The authors propose Uncertainty-aware Observation Reinjection (UAOR), a lightweight, training-free, and plug-and-play module.

Core Intuition

Inspired by findings that Feed-Forward Networks (FFNs) in Transformers act as "key-value memories," UAOR treats the FFN layers as a mechanism to store and retrieve factual knowledge. The method operates on the premise that when a model exhibits high uncertainty, it needs to "re-attend" to the original observation to correct its trajectory.

Key Components

Action Entropy as Uncertainty Metric:
- The authors introduce Action Entropy to quantify layer-wise uncertainty.
- For each layer $\ell$ , they compute the entropy of the action token distributions (or condition tokens in dual-system models) projected through the Language Modeling (LM) head.
- High entropy indicates low confidence and a potential loss of observation fidelity.
Uncertainty-Triggered Reinjection:
- Trigger Condition: If the action entropy at layer $\ell$ exceeds a threshold $\gamma$ , the system triggers a reinjection mechanism for the next layer ( $\ell+1$ ).
- Mechanism: The encoded observation features (visual and proprioceptive) are treated as a Key-Value Memory.
- Retrieval: The hidden states entering the FFN of layer $\ell+1$ serve as Queries to retrieve relevant observation features from the memory.
- Blending: The retrieved features are blended with the original FFN output using a learnable or fixed ratio $\alpha$ :
  $\text{FFN}^{\text{new}} = \alpha \cdot \text{INJ} + (1-\alpha) \cdot \text{FFN}^{\text{original}}$
- This allows the model to dynamically "re-focus" on the observation without halting inference or backtracking.
Theoretical Foundation:
- The paper provides four theorems proving that UAOR:
  1. Increases the mutual information between hidden states and observations.
  2. Reduces the conditional entropy of the generated actions (lowering uncertainty).
  3. Optimizes the Information Bottleneck objective by retaining relevant observation cues.
  4. Maximizes the expected relevance of injected information by triggering only during high-uncertainty states.

3. Key Contributions

Action Entropy Metric: A tailored metric to detect layer-wise uncertainty in VLA models, revealing a correlation between early-layer uncertainty and the decay of observation attention.
UAOR Module: A novel, training-free, plug-and-play architecture that reinjects observation features into FFN layers via attention retrieval when uncertainty is high.
Theoretical Analysis: Rigorous proofs demonstrating that UAOR reduces action uncertainty and optimizes information flow without architectural changes.
Efficiency: The method introduces negligible computational overhead while eliminating the need for extra sensors or auxiliary training.

4. Experimental Results

Simulation Benchmarks

UAOR was evaluated on three major benchmarks (LIBERO, SIMPLER, CALVIN) across diverse VLA models (OpenVLA-OFT, $\pi_0$ , CogACT, LLaVA-VLA) ranging from 0.5B to 7B parameters.

LIBERO: On OpenVLA-OFT, UAOR achieved a 98.0% average success rate (up from 97.1%), outperforming or matching complex methods like 3D-CAVLA (which requires depth inputs) without the extra cost.
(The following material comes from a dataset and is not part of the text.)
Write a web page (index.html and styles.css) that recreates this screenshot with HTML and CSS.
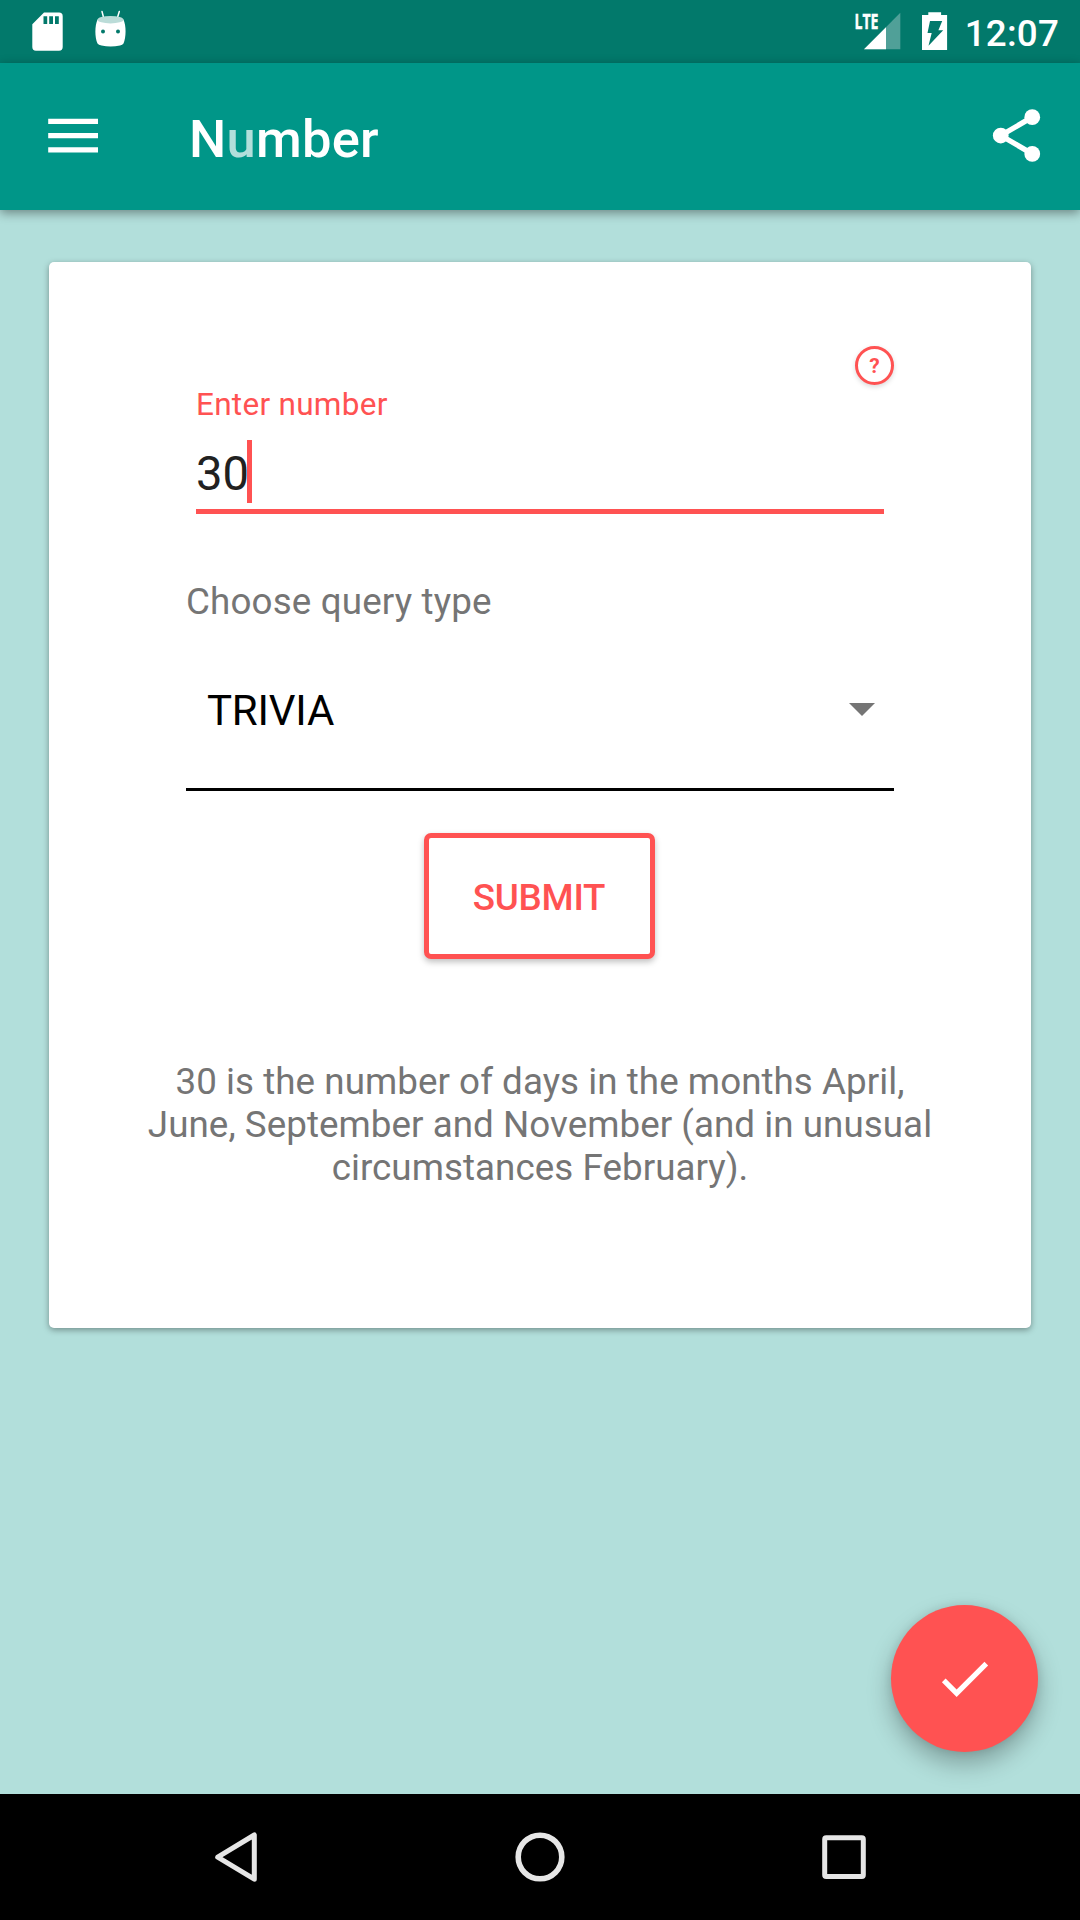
FILE: index.html
```html
<!DOCTYPE html>
<html lang="en">
<head>
<meta charset="utf-8">
<title>Number</title>
<link rel="stylesheet" href="styles.css">
</head>
<body>
<div class="screen">
  <header class="status-bar">
    <svg class="status-left" width="130" height="63" viewBox="0 0 130 63" aria-hidden="true">
      <path fill="#fff" d="M44 12.6H59a3.7 3.7 0 0 1 3.7 3.7V47a3.7 3.7 0 0 1-3.7 3.7H36a3.7 3.7 0 0 1-3.7-3.7V24.3Z"/>
      <path fill="#02796b" d="M43.5 16.3h3.7v7.8h-3.7zM49.2 16.3H53v7.8h-3.8zM55 16.3h3.8v7.8H55z"/>
      <path stroke="#fff" stroke-width="1.5" stroke-linecap="round" d="M102 11.5L103.700 18M119.300 11.5L117.300 18"/>
      <path fill="#fff" d="M97.5 19.5Q110.5 24 123.5 19.5C126.300 26 126.300 37 123.5 43.6Q122.5 45 120 45.5Q110.5 47.5 101.5 45.5Q98.5 45 97.5 43.6C94.700 37 94.700 26 97.5 19.5Z"/>
      <ellipse cx="110.5" cy="19.7" rx="13" ry="3.7" fill="#bbdcd8"/>
      <circle cx="103" cy="31.5" r="2" fill="#02796b"/>
      <circle cx="118" cy="31.5" r="2" fill="#02796b"/>
    </svg>
    <div class="status-right">
      <svg width="100" height="63" viewBox="850 0 100 63" aria-hidden="true">
        <path fill="#50a098" d="M864 49.2L900.3 12.8V49.2Z"/>
        <path fill="#fff" d="M864 49.2L886 27.2V49.2Z"/>
        <text class="lte" x="854.5" y="29" textLength="24" lengthAdjust="spacingAndGlyphs">LTE</text>
        <path fill="#fff" d="M922 15h6.3v-2.8h12.8V15h6v35H922z"/>
        <path fill="#02796b" d="M930 21h12.2l-3.8 9.3h4.8L928.5 45.7l3.2-12.7h-4.2z"/>
      </svg>
      <span class="clock">12:07</span>
    </div>
  </header>

  <div class="app-bar">
    <svg class="menu" width="50" height="35" viewBox="0 0 50 35" aria-label="Menu">
      <path fill="#fff" d="M.2.7H50v5.3H.2zM.2 15H50v5.3H.2zM.2 29.2H50v5.3H.2z"/>
    </svg>
    <h1 class="title">N<span class="title-accent">u</span>mber</h1>
    <svg class="share" width="63" height="63" viewBox="0 0 24 24" aria-label="Share">
      <path fill="none" stroke="#fff" stroke-width="2" d="M18 5L6 12L18 19"/>
      <circle cx="18" cy="5" r="3" fill="#fff"/><circle cx="6" cy="12" r="3" fill="#fff"/><circle cx="18" cy="19" r="3" fill="#fff"/>
    </svg>
  </div>

  <main class="content">
    <section class="card">
      <div class="form">
        <button class="help" type="button">?</button>
        <div class="field">
          <div class="field-label">Enter number</div>
          <div class="field-input"><span>30</span><i class="caret"></i></div>
        </div>
        <div class="select-label">Choose query type</div>
        <div class="select">
          <span>TRIVIA</span>
          <svg class="arrow" width="26" height="13" viewBox="0 0 26 13" aria-hidden="true"><path fill="#757575" d="M0 0H26L13 13Z"/></svg>
        </div>
        <button class="submit" type="button">SUBMIT</button>
      </div>
      <p class="result">30 is the number of days in the months April, June, September and November (and in unusual circumstances February).</p>
    </section>
    <button class="fab" type="button" aria-label="Done">
      <svg width="63" height="63" viewBox="0 0 24 24"><path fill="#fff" d="M9 16.2L4.8 12l-1.4 1.4L9 19 21 7l-1.4-1.4L9 16.2z"/></svg>
    </button>
  </main>

  <nav class="nav-bar">
    <svg width="56" height="56" viewBox="208 1829 56 56" aria-label="Back"><path fill="none" stroke="#e6e6e6" stroke-width="5" stroke-linejoin="round" d="M217.7 1857.2L254.3 1835V1879.2Z"/></svg>
    <svg width="56" height="56" viewBox="512 1829 56 56" aria-label="Home"><circle cx="540" cy="1857" r="21.8" fill="none" stroke="#e6e6e6" stroke-width="5.6"/></svg>
    <svg width="56" height="56" viewBox="816 1829 56 56" aria-label="Recents"><rect x="824.7" y="1837.8" width="38.6" height="38.6" rx="1.5" fill="none" stroke="#e6e6e6" stroke-width="5"/></svg>
  </nav>
</div>
</body>
</html>
```
FILE: styles.css
```css
* {
  box-sizing: border-box;
}

body {
  margin: 0;
  font-family: Roboto, "Noto Sans", sans-serif;
}

button {
  font-family: inherit;
  padding: 0;
}

.screen {
  width: 1080px;
  height: 1920px;
  display: flex;
  flex-direction: column;
  overflow: hidden;
  background: #b2dfdb;
}

.status-bar {
  height: 63px;
  display: flex;
  justify-content: space-between;
  background: #02796b;
}

.status-right {
  display: flex;
  gap: 15px;
  padding-right: 21px;
}

.lte {
  font-family: "Open Sans", sans-serif;
  font-weight: 700;
  font-size: 22px;
  fill: #fff;
  stroke: #fff;
  stroke-width: 0.5px;
}

.clock {
  color: #fff;
  font-size: 36.75px;
  font-weight: 500;
  line-height: 67px;
  letter-spacing: 0.2px;
}

.app-bar {
  position: relative;
  z-index: 1;
  height: 147px;
  display: flex;
  align-items: center;
  padding: 0 32px 0 48px;
  background: #009688;
  box-shadow: 0 3px 10px rgba(0, 0, 0, 0.4);
}

.menu {
  margin-bottom: 2px;
}

.title {
  flex: 1;
  margin: 4px 0 0 91px;
  font-size: 52.5px;
  font-weight: 500;
  line-height: 60px;
  letter-spacing: 0.25px;
  color: #fff;
}

.title-accent {
  color: #b2dfdb;
}

.share {
  margin-bottom: 2px;
}

.content {
  position: relative;
  height: 1584px;
  padding: 52px 49px 0;
}

.card {
  height: 1066px;
  padding-top: 84px;
  background: #fff;
  border-radius: 5px;
  box-shadow: 0 2px 6px rgba(0, 0, 0, 0.36);
}

.form {
  display: flex;
  flex-direction: column;
  padding: 0 137px;
}

.help {
  align-self: flex-end;
  width: 39px;
  height: 39px;
  border: 3px solid #ff5252;
  border-radius: 50%;
  background: #fff;
  color: #ff5252;
  font-size: 21px;
  font-weight: 700;
  line-height: 34px;
  box-shadow: 0 2px 5px rgba(0, 0, 0, 0.15);
}

.field {
  padding: 0 10px;
}

.field-label {
  color: #ff5252;
  font-size: 31.5px;
  line-height: 40px;
  letter-spacing: 0.28px;
}

.field-input {
  display: flex;
  height: 74px;
  margin-top: 15px;
  border-bottom: 5px solid #ff5252;
  color: #212121;
  font-size: 47.25px;
  line-height: 69px;
}

.caret {
  width: 5px;
  height: 63px;
  margin-left: -2px;
  background: #ff5252;
}

.select-label {
  margin-top: 66px;
  color: #757575;
  font-size: 36.75px;
  line-height: 43px;
  letter-spacing: 0.15px;
}

.select {
  display: flex;
  align-items: center;
  justify-content: space-between;
  height: 168px;
  padding: 10px 19px 0 21px;
  border-bottom: 3px solid #000;
  color: #000;
  font-size: 42px;
  line-height: 48px;
  letter-spacing: -0.2px;
}

.arrow {
  margin-bottom: 2px;
}

.submit {
  align-self: center;
  width: 231px;
  height: 126px;
  margin: 42px 1px 0 0;
  padding: 2px 1px 0 0;
  border: 5px solid #ff5252;
  border-radius: 7px;
  background: #fff;
  color: #ff5252;
  font-size: 36.75px;
  font-weight: 500;
  letter-spacing: -0.25px;
  box-shadow: 0 3px 6px rgba(0, 0, 0, 0.25);
}

.result {
  margin: 101px 0 0;
  padding: 0 95px;
  color: #757575;
  font-size: 36.75px;
  line-height: 43px;
  letter-spacing: 0.05px;
  text-align: center;
}

.fab {
  position: absolute;
  right: 42px;
  bottom: 42px;
  width: 147px;
  height: 147px;
  display: flex;
  align-items: center;
  justify-content: center;
  border: 0;
  border-radius: 50%;
  background: #ff5252;
  box-shadow: 0 12px 24px rgba(0, 0, 0, 0.28), 0 0 8px rgba(0, 0, 0, 0.1);
}

.nav-bar {
  height: 126px;
  display: flex;
  align-items: center;
  justify-content: space-between;
  padding: 0 208px;
  background: #000;
}
```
It showed significant gains (+2.0%) on the challenging "Long" horizon tasks.
SIMPLER: Applied to CogACT, UAOR improved the average success rate by +2.6% (73.1% $\to$ 75.7%), with notable gains in tasks requiring precise localization under visual clutter.
CALVIN: On LLaVA-VLA, UAOR increased the average consecutive completion length by +0.12 and improved success rates across all task chains.

Real-World Experiments

Experiments were conducted on a Franka Research 3 robot arm with four tasks (e.g., closing drawers, placing objects).

OpenVLA-OFT: Success rate increased from 55.0% to 72.5% (+31.8% relative improvement). The most challenging task ("Stand the coke can up") saw a +44.4% relative gain.
CogACT: Success rate improved from 63.8% to 78.8% (+23.5% relative).
Conclusion: UAOR significantly enhances robustness and action faithfulness in real-world scenarios without retraining the base model.

Ablation Studies

Trigger Policy: Entropy-based triggering is crucial; indiscriminate injection (all layers or random) degrades performance.
Injection Mechanism: Attention-based retrieval (UAOR) outperforms simple mean-pooling or residual addition, which causes feature shifts or fails to distinguish relevant cues.
Information Type: Reinjecting observation features (visual/proprioceptive) is effective, whereas reinjecting instruction features alone yields no benefit, highlighting the "forgetting" of visual context.
Overhead: Inference latency increased by only 5.0% (0.161s $\to$ 0.169s), and throughput dropped by less than 5%.

5. Significance

UAOR represents a paradigm shift in improving VLA models by addressing the internal "forgetting" mechanism rather than relying on external data augmentation.

Practicality: It is a training-free solution that can be applied to existing VLA pipelines immediately.
Scalability: It removes the dependency on costly depth sensors or auxiliary encoders, making high-performance robotic control accessible with standard RGB cameras and proprioception.
Generalizability: The method works consistently across single-system and dual-system architectures, different model sizes, and various robotic embodiments.

In summary, UAOR provides a theoretically grounded, efficient, and highly effective mechanism to stabilize VLA inference, ensuring that robots maintain a clear "memory" of their visual environment throughout complex manipulation tasks.